Mole is a log analyzer with parse your logs file (any kind of log), using specified definitions (usually as regular expressions) and magically interpret some fields (numbers, dates ...). Mole provide you a set of functions to analyze that data.

Installation

Just as usual for each python package:

pip install mole

Getting started

In this example we will use an access log file generated by apache (or any other HTTP server). Let’s suppose that this file is located in /var/log/apache/access.log.

Note

Don’t worry about log rotations, mole can handle it.

1. Configure mole

Edit the /etc/mole/input.conf, just adding

[apache_log]
type   = tail
source = /var/log/apache/access.log

We are defining a new input called apache_log, of type tail (that means that we read the new lines in the file when written and handle rotate logs), pointing to our log file in /var/log/apache/access.log

Edit the /etc/mole/index.conf, just adding

[apache_log]
path = /var/db/mole/apache_log

We are defining a new index. The index is the mole database where logs will be stored in a proper format, so we can perform faster searches.

2. Start daemons

$ mole-indexer -C /etc/mole
$ mole-seeker -C /etc/mole

3. Enjoy some searches

For example, get the top IP addresses which requested more traffic

$ mole 'input apache_log | sum bytes by src_ip | top'

Understanding Mole Components

The mole pipeline is the responsible to read log items from a source, process then (and transform them if required) and, finally, return an output. If output is not explicitly defined, use the best output format for current console (serialize in network, just an printf in console).
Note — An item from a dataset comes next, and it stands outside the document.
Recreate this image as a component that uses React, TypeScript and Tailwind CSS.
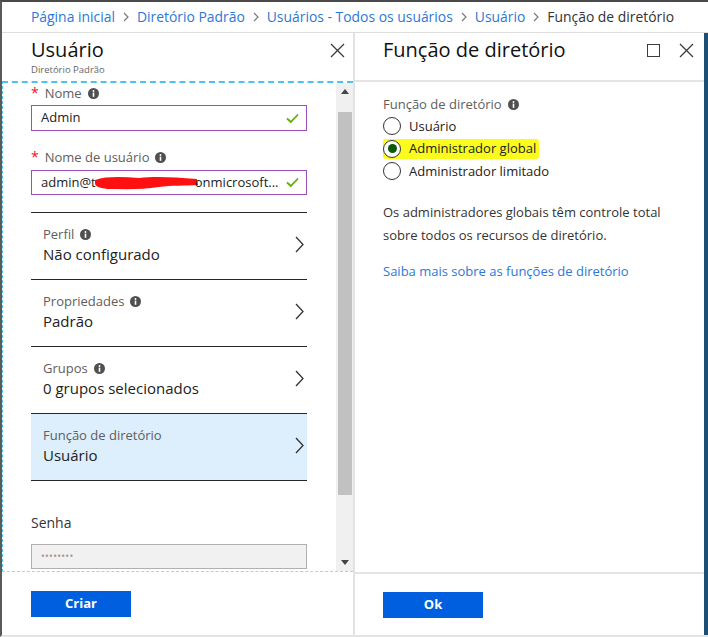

http://yuml.me/diagram/scruffy;/class/[element]++-0..*%3E[input],%20[element]++-0..*%3E[index],%20[element]++-0..*%3E[parser],%20[index]-%3E[schema]

There are a few components which are interesting to know:

input: The input are the responsible to read the log source, sources can be of different kinds, such normal files, network stream, index file and so on.

plotter: The plotter main function is to split the source in logical lines. In a normal log file, each line in log is usually a new log entry, but some other logs could be use a couple of lines to define the same logical entry (i.e. java exceptions are usually in a number of lines).

parser: Once the logical line is got, you need to known what is the meaning of each field. The parser just assign names to fields using regular expressions for that.

actions: The actions are transformations, filters and in general any other action to take over the log dataset.

output: The output just encapsulate the results of the actions in a human (or machine) readable form. You can think the output as some kind of serialization.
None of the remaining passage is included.